Techniques such as Delauney triangulation 
were used to optimize the number of 
polygons necessary to adequately represent a 
given area's terrain. Areas that had a 
complex terrain required more and smaller 
polygons (generally triangles or rectangles) 
while areas that were flatter could be 
adequately represented by fewer, larger 
polygons. When using mathematical texture, 
this technique could result in a reasonable 
representation of the terrain, and more of the 
compute time could be spent on rendering 
high resolution versions of the natural and 
manmade objects. 
Normally, a real time system can process a 
given number of polygons in 1/30th of a 
second. If more detail is given to the 
terrain, then less detail will be available to 
the object. The size of the individual polygon 
may not be a major time factor. This 
tradeoff between realism and speed has 
always existed in simulation. 
In the late 1980's photo texture became the 
trend in simulation systems. Instead of 
generic or mathematical texture functions to 
determine the color of a specific polygon, an 
image of a real world object or terrain was 
used. | When the terrain polygon was 
projected to the screen, an interpolation or 
mathematical function was not used to 
determine how to fill the projected polygon. 

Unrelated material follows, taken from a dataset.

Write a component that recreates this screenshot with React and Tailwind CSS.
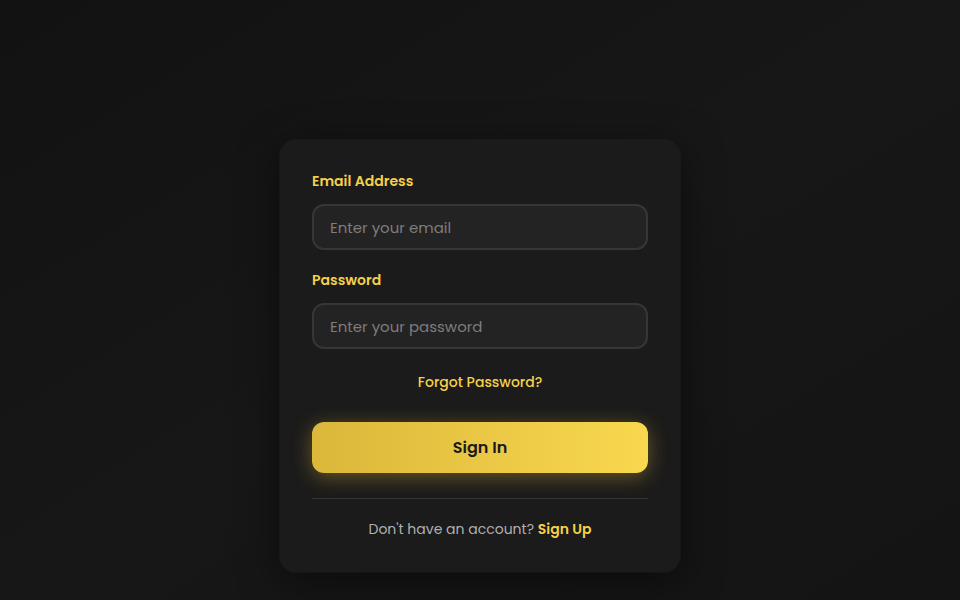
import React from 'react'

const App = () => {
  return (
    <div
      className="min-h-screen w-full flex items-start justify-center bg-gradient-to-br from-[#121212] via-[#171717] to-[#141414] pt-[140px] pb-[28px]"
      style={{ fontFamily: "Poppins, 'Open Sans', 'Noto Sans', sans-serif" }}
    >
      <div className="w-[400px] rounded-2xl bg-[#1b1b1b] shadow-[0_0_0_1px_rgba(255,255,255,0.03),0_10px_40px_rgba(0,0,0,0.5)] px-8 pt-[31px] pb-[33px]">
        {/* Email */}
        <label className="block text-sm font-semibold text-[#f5d04a] mb-[13px]">Email Address</label>
        <input
          type="email"
          placeholder="Enter your email"
          className="w-full h-[46px] rounded-xl bg-[#232323] border-2 border-[#363636] px-4 text-[15px] text-gray-200 placeholder-[#7d7d7d] outline-none"
        />

        {/* Password */}
        <label className="block text-sm font-semibold text-[#f5d04a] mt-[20px] mb-[13px]">Password</label>
        <input
          type="password"
          placeholder="Enter your password"
          className="w-full h-[46px] rounded-xl bg-[#232323] border-2 border-[#363636] px-4 text-[15px] text-gray-200 placeholder-[#7d7d7d] outline-none"
        />

        <div className="text-center mt-[21px]">
          <a href="#" className="text-sm font-medium text-[#f5d04a]">Forgot Password?</a>
        </div>

        <button className="w-full h-[51px] mt-[28px] rounded-xl bg-gradient-to-r from-[#dbb73a] to-[#f9d84f] text-[#1a1a1a] text-base font-semibold shadow-[0_4px_20px_rgba(245,200,60,0.35)]">
          Sign In
        </button>

        <div className="h-px bg-[#333] mt-[25px]" />

        <p className="text-center text-sm text-[#b0b0b0] mt-[20px]">
          Don't have an account?{' '}
          <a href="#" className="font-semibold text-[#f5d04a]">Sign Up</a>
        </p>
      </div>
    </div>
  )
}

export default App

Instead, the real world image was 
transformed through the same perspective 
transformation and pixel by pixel used to 
populate the polygon. Photo texture is 
especially effective when it is necessary to 
portray a very complex setting such as an 
urban landscape. Buildings within this urban 
environment might take very many polygons 
to describe in a way that allowed the viewer 
to see a realistic view. Instead, a simple 
rectangular polygon could be projected and a 
digitized photograph of a real building could 
be mapped onto that projected polygon. A 
simulation system that takes advantage of 
photo texture might spend less time on the 
polygon projection and concentrate on the 
117 
relatively straightforward image 
processing functions to remap the image 
to the polygon. 
The above techniques use a data base to 
screen type of rendering in which within 
a limited view area, all polygons are 
rendered using the depth buffer to mediate 
visibility. It can be seen that this 
technique is very time dependent on the 
size of the terrain and object database in 
terms of the number of polygons to be 
projected and filled. For databases using 
real imagery as the terrain texture 
information, it is not uncommon for over 
100,000,000 polygons to be in a spatial 
database. For example, a merge of SPOT 
satellite information (60 km x 60 km) 
with a 10 meter pixel size with a portion 
of a Landsat Thematic Mapper scene (185 
km x 185 km) with a 30 meter pixel size 
would easily give over 70,000,000 
triangles to be rendered if the whole data 
base could be seen. Several other 
methods are often used in the generation 
of perspective images, ray tracing and 
inverse ray tracing. 
Ray tracing is a very straightforward 
procedure which often takes significant 
computer resources, but that generally 
results in high quality rendered images. 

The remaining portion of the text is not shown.